Si las selfies promocionan al sujeto, “perfeccionándolo” con una serie de filtros, los autorretratos de Francesca Woodman la emboscan, la velan, su desnudez sólo la oculta más (“lo más profundo es la piel”, dijo Valéry) y sus filtros —por llamarlos así— son otros: la distancia estética impuesta por el blanco y negro, el deliberado patetismo de la escenografía, la elocuencia y la crudeza de las ruinas… Fue una fotógrafa prodigio previa a Cindy Sherman y Nan Goldin, posterior a Man Ray y Claude Cahun, cuya obra resuena naturalmente hoy como una búsqueda del ser, su ser, desde el propio cuerpo y sus pliegues y repliegues, desde la soledad, la juventud, la desubicación, la impostación y el dolor, el dolor de estar viva.

No un dolor atormentado, como su suicidio sugeriría (se aventó desde la ventana de su departamento poco antes de cumplir veintitrés), sino el dolor de haber nacido sin que le pidieran permiso y con un montón de preguntas sin respuesta.

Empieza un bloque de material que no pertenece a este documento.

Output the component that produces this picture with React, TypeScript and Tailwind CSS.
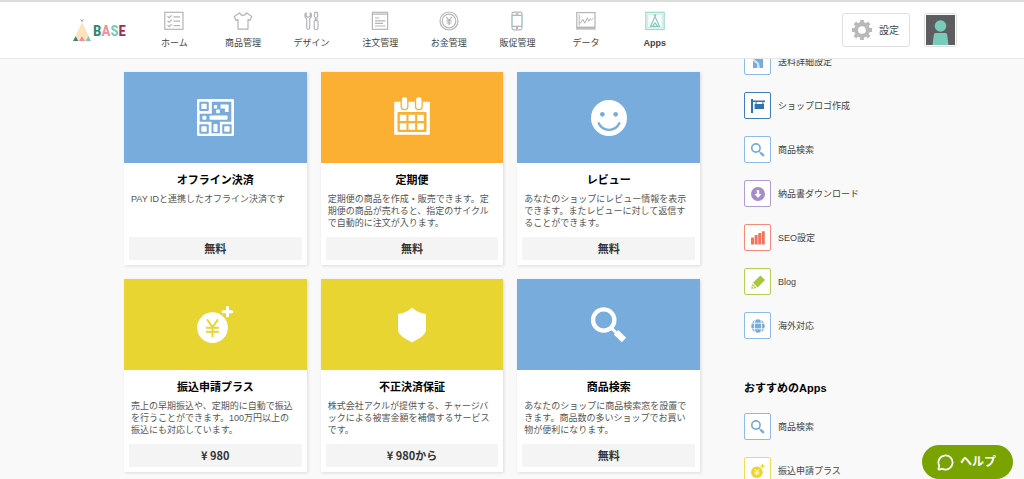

Las fechas dicen lo que dicen: nació en Denver en 1958 y murió en Nueva York en 1981, hija de padres artistas, pasó temporadas en Italia (con largas visitas a la librería Maldoror, en Roma, especializada en surrealismo), estudió en la Rhode Island School of Design, fue extraordinariamente consciente de su propia obra (eligiendo una foto entre docenas de la hoja de contactos), batalló para conseguir trabajos, padeció depresión y lo terminó todo a una edad precoz. Lo resumo groseramente porque quiero volver a sus imágenes (se conocen alrededor de mil fotos impresas en un periodo de producción de apenas ocho años): Francesca desnuda haciéndose lo más evanescente posible, alargando los tiempos de exposición para conseguir el borrado de la imagen, poniendo en primer plano una intimidad fácil de canjear a cambio de mantener en sombras la habitación de su mente, imprimiendo en pequeña escala para obligarnos a acercarnos y buscarla, casi casi preguntar por ella, burlando al presente con escenografías anticuadas… Ya desde su primer autorretrato a los trece años, hecho con la cámara Yashica que su papá le acababa de regalar, vemos a Francesca Woodman desaparecer detrás de su propia cabellera, restarse, ocultar al mostrar. A un amigo le dijo una frase reveladora: “Muestro lo que no se ve”. Ella, exhibiéndose compulsivamente frente a la lente y de alguna manera diciéndonos: esto no es lo que importa, hay que rastrear mejor, búscame más. Otro colega fotógrafo dijo de ella: “vivió su arte, se pareció a su arte, tuvo el vocabulario de su arte”. Una artista completa, fugaz, desafiante, a la que seguimos buscando.